CARLSON ATRIBUI DERROTA DE VITOR A EXCESSO DE SEXO

Após a luta Carlson Gracie criticou duramente o pupilo alegando que o principal motivo para o seu baixíssimo rendimento, seria o excesso de sexo antes da luta. “Como é que alguém que passa duas semanas trancado no quarto com a namorada antes da luta pode vencer ? Assim não há atleta que resista. Sabia que se ele não ganhasse em cinco minutos perderia e foi o que ocorreu, mas o Vitor só tem 20 anos e certamente vai aprender muito com esta derrota. É só descansar 15 dias que ele volta ao normal”.

Depois deste confronto, Belfort e Couture voltariam a se enfrentar em mais duas oportunidades. Ambas em 2004, valendo o cinturão dos meio-médios. Na primeira, em janeiro de 2004 (UFC 46), Belfort no momento mais difícil de sua carreira, logo após o desaparecimento de sua irmã, faturou o cinturão após abrir um corte no supercílio de Couture a 46 segundos de luta. Sete meses depois, no UFC 49, Couture devolveria a derrota vencendo Belfort por nocaute técnico no 3o round, finalizando a trilogia com o placar de 2×1 para o wrestler.

CARLÃO PERDE NA DECISÃO E NÃO ENFRENTA KERR 

A derrota de Belfort foi um balde de água fria, mas não diminuiu a ansiedade dos brasileiros, uma vez que a luta mais aguardada da noite ainda estava por vir.

Carlão Barreto (1,94m/115kg), na época considerado o maior representante pesado do Jiu-Jitsu, Teria a oportunidade de enfrentar o novo bicho papão do Wrestling, Mark Kerr, que após vencer Fábio Gurgel na final do WVC no Brasil, já tinha enfileirado dois no torneio do UFC 13. 

O detalhe é que antes de pegar Kerr na final, Carlão precisaria passar pelo wrestler canadense Dave Beneteau (1,86m/118kg), o que não ocorreu.

Beneteau, que havia treinado Jiu-Jitsu por quase 3 anos com o brasileiro Pedro Sauer, fez uma tática perfeita para neutralizar o jogo do brasileiro.

Carlão começou bem clinchando, derrubando e pegando as costas do canadense, mas o brasileiro não conseguiu finalizá-lo. A partir daí, Beneteau colocou Carlão para baixo em três oportunidades e impôs seu Ground n’pound vencendo na decisão dos juizes e adiando o tão aguardado tira-teima entre Kerr e Barreto.
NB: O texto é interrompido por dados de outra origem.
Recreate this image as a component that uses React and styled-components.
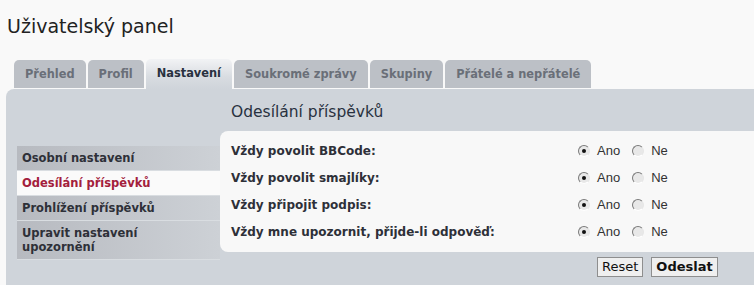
import React from "react";
import styled, { createGlobalStyle } from "styled-components";

const Global = createGlobalStyle`
  html, body { margin: 0; padding: 0; background: #f9f9f9; }
  body { font-family: "DejaVu Sans", Verdana, sans-serif; color: #28313f; }
`;

const Page = styled.div`
  width: 754px;
  height: 285px;
  overflow: hidden;
  display: flex;
  flex-direction: column;
`;

const Title = styled.h2`
  margin: 0;
  padding: 14px 0 0 7px;
  height: 60px;
  box-sizing: border-box;
  font-family: "DejaVu Sans", sans-serif;
  font-weight: normal;
  font-size: 19px;
  line-height: 24px;
  color: #222;
`;

const Tabs = styled.div`
  display: flex;
  align-items: flex-end;
  gap: 2px;
  padding-left: 14px;
  height: 28px;
  margin-bottom: 1px;
`;

const Tab = styled.div`
  box-sizing: border-box;
  height: ${(p) => (p.$active ? "30px" : "28px")};
  margin-bottom: ${(p) => (p.$active ? "-1px" : "0")};
  padding: 0 11px;
  display: flex;
  align-items: center;
  border-radius: 5px 5px 0 0;
  font-size: 11.4px;
  font-weight: bold;
  color: ${(p) => (p.$active ? "#28313f" : "#6a6f78")};
  background: ${(p) =>
    p.$active
      ? "linear-gradient(to bottom, #f2f3f5 0%, #d8dce1 60%, #cfd4da 100%)"
      : "#bcc0c6"};
  padding-bottom: ${(p) => (p.$active ? "2px" : "0")};
`;

const Panel = styled.div`
  flex: 1;
  margin-left: 6px;
  background: #cfd4da;
  border-radius: 8px 0 0 0;
  display: flex;
`;

const Sidebar = styled.div`
  width: 214px;
  box-sizing: border-box;
  padding: 57px 0 0 11px;
`;

const Menu = styled.ul`
  list-style: none;
  margin: 0;
  padding: 0;
`;

const MenuItem = styled.li`
  padding: 5px 5px;
  font-size: 11.5px;
  font-weight: bold;
  line-height: 14px;
  border-bottom: 1px solid #d9dde1;
  color: ${(p) => (p.$active ? "#a3203c" : "#2e3038")};
  background: ${(p) =>
    p.$active ? "#fafafa" : "linear-gradient(to right, #b7bac0, #cdd1d6)"};
`;

const Main = styled.div`
  flex: 1;
  display: flex;
  flex-direction: column;
`;

const Heading = styled.h3`
  margin: 0;
  height: 42px;
  padding: 3px 0 0 11px;
  box-sizing: border-box;
  display: flex;
  align-items: center;
  font-size: 15.5px;
  font-weight: normal;
  color: #28313f;
`;

const Box = styled.div`
  background: #f8f8f8;
  border-radius: 8px 0 0 8px;
  padding: 6px 0 7px 11px;
`;

const Row = styled.div`
  display: grid;
  grid-template-columns: 347px 1fr;
  align-items: center;
  height: 27px;
`;

const Label = styled.div`
  font-size: 12px;
  font-weight: bold;
  color: #2e3038;
`;

const Options = styled.div`
  display: flex;
  align-items: center;
`;

const Radio = styled.span`
  box-sizing: border-box;
  width: 12px;
  height: 12px;
  border-radius: 50%;
  border: 1px solid;
  border-color: #7a7a7a #e6e6e6 #ffffff #7a7a7a;
  background: #e8e8e8;
  display: inline-flex;
  align-items: center;
  justify-content: center;
  margin-right: 7px;
  &::after {
    content: "";
    width: 4px;
    height: 4px;
    border-radius: 50%;
    background: ${(p) => (p.$checked ? "#111" : "transparent")};
  }
`;

const OptText = styled.span`
  font-family: "Liberation Sans", Arial, sans-serif;
  font-size: 13px;
  color: #333;
  margin-right: 12px;
`;

const Buttons = styled.div`
  display: flex;
  gap: 8px;
  padding: 5px 0 0 377px;
`;

const Button = styled.button`
  font-family: "DejaVu Sans", sans-serif;
  font-size: 13px;
  font-weight: ${(p) => (p.$primary ? "bold" : "normal")};
  color: #111;
  background: #efefef;
  border: 1px solid #8e8e8e;
  padding: 1px 4px;
  height: 20px;
  line-height: 16px;
`;

const rows = [
  "Vždy povolit BBCode:",
  "Vždy povolit smajlíky:",
  "Vždy připojit podpis:",
  "Vždy mne upozornit, přijde-li odpověď:",
];

export default function App() {
  return (
    <Page>
      <Global />
      <Title>Uživatelský panel</Title>
      <Tabs>
        <Tab>Přehled</Tab>
        <Tab>Profil</Tab>
        <Tab $active>Nastavení</Tab>
        <Tab>Soukromé zprávy</Tab>
        <Tab>Skupiny</Tab>
        <Tab>Přátelé a nepřátelé</Tab>
      </Tabs>
      <Panel>
        <Sidebar>
          <Menu>
            <MenuItem>Osobní nastavení</MenuItem>
            <MenuItem $active>Odesílání příspěvků</MenuItem>
            <MenuItem>Prohlížení příspěvků</MenuItem>
            <MenuItem>
              Upravit nastavení
              <br />
              upozornění
            </MenuItem>
          </Menu>
        </Sidebar>
        <Main>
          <Heading>Odesílání příspěvků</Heading>
          <Box>
            {rows.map((r) => (
              <Row key={r}>
                <Label>{r}</Label>
                <Options>
                  <Radio $checked />
                  <OptText>Ano</OptText>
                  <Radio />
                  <OptText>Ne</OptText>
                </Options>
              </Row>
            ))}
          </Box>
          <Buttons>
            <Button>Reset</Button>
            <Button $primary>Odeslat</Button>
          </Buttons>
        </Main>
      </Panel>
    </Page>
  );
}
No final Carlão evitou reclamar: “Não tenho desculpas, perdi porque subestimei o Beneteau. Ao invés de ouvir o Carlson e partir para a finalização resolvi castigar o oponente com socos. Errei e paguei com a derrota”, me disse após a luta o atleta visivelmente abatido . Já seu mestre Carlson discordou da decisão dos jurados. “O Carlão venceu aquela luta. Com certeza não rendeu tudo o que vinha rendendo nos treinos porque come o dia inteiro e não dá nem meia hora de descanso para o estômago. Só pode ser isso porque o treinamento foi perfeito”.

Do outro lado da chave Mark Kerr (1,84m/115kg) nocauteava em 22s com uma joelhada o gorducho Greg Stout  (1,73m/108kg), que foi chamado de ultima hora para substituir Steve Graham (1,84m/130kg), que rompera os ligamentos do joelho na semana anterior ao evento.
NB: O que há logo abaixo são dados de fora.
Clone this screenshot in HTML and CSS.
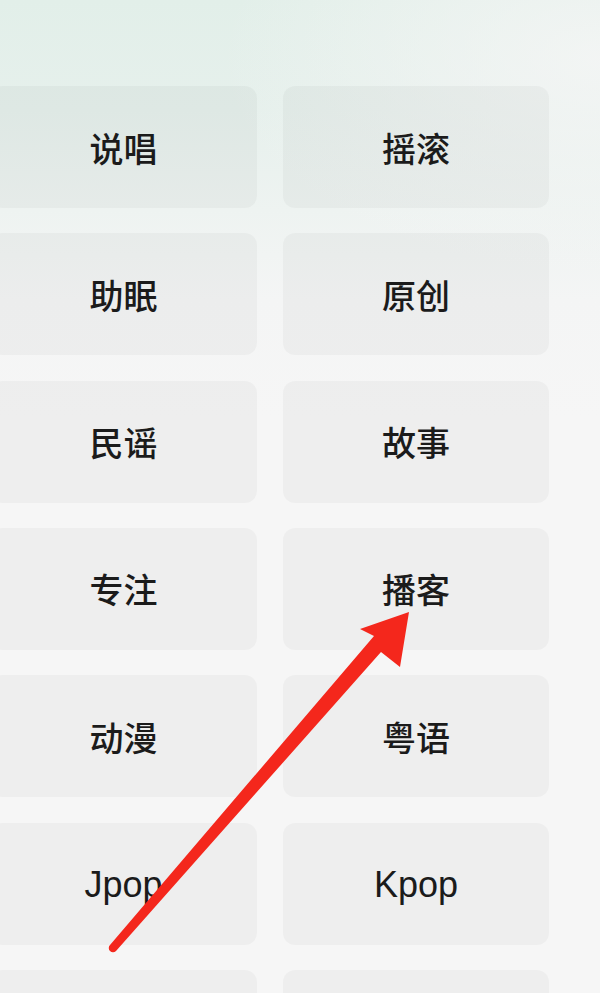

Muito cansado após 15 minutos de batalha com Carlão, Beneteau decidiu não voltar para fazer a final com a Máquina de bater. “Não considero o Kerr invencível, mas para vencê-lo tenho que estar 100%, minhas chances seriam mínimas nas condições que estou”. No lugar de Dave, entrou o alternate Dwayne Cason (1,78m/97kg), que também não foi páreo para Kerr. Após derrubar o oponente, Kerr lhe acertou alguns socos, pegou suas costas e definiu a luta com um mata-leão. “Na realidade eu vim preparado para enfrentar o Carlão, mas infelizmente ele não chegou as finais, espero que possamos realizar esta luta futuramente”, disse o campeão do torneio de pesados do UFC 15. Após o evento, Kerr falou conosco que não esperava que uma luta com Carlão fosse tão difícil como a que fez com Gurgel na final do WVC. “O Carlão é muito bom, mas acho que o Gurgel é mais técnico, não consigo ver uma luta mais difícil do que aquela. Se o Fábio tivesse meu tamanho teria me vencido”. Kerr falou ainda de um possível confronto com o colega Coleman, que o havia vencido em três oportunidades no Wrestling. “Não vai ocorrer. Além de treinarmos juntos, sou contra o confronto entre wrestlers. Tem muita gente boa para vencermos”. 

No dia seguinte ao evento o clima de enterro da equipe brasileira só foi amenizado no dia seguinte quando Wallid fez todo mundo gargalhar ao sugerir a manchete de capa que eu deveria usar na próxima Tatame. Uma pérola que marcaria aquela viagem: ‘O DIA QUE A CASA CAIU NO MISSIPIPI”.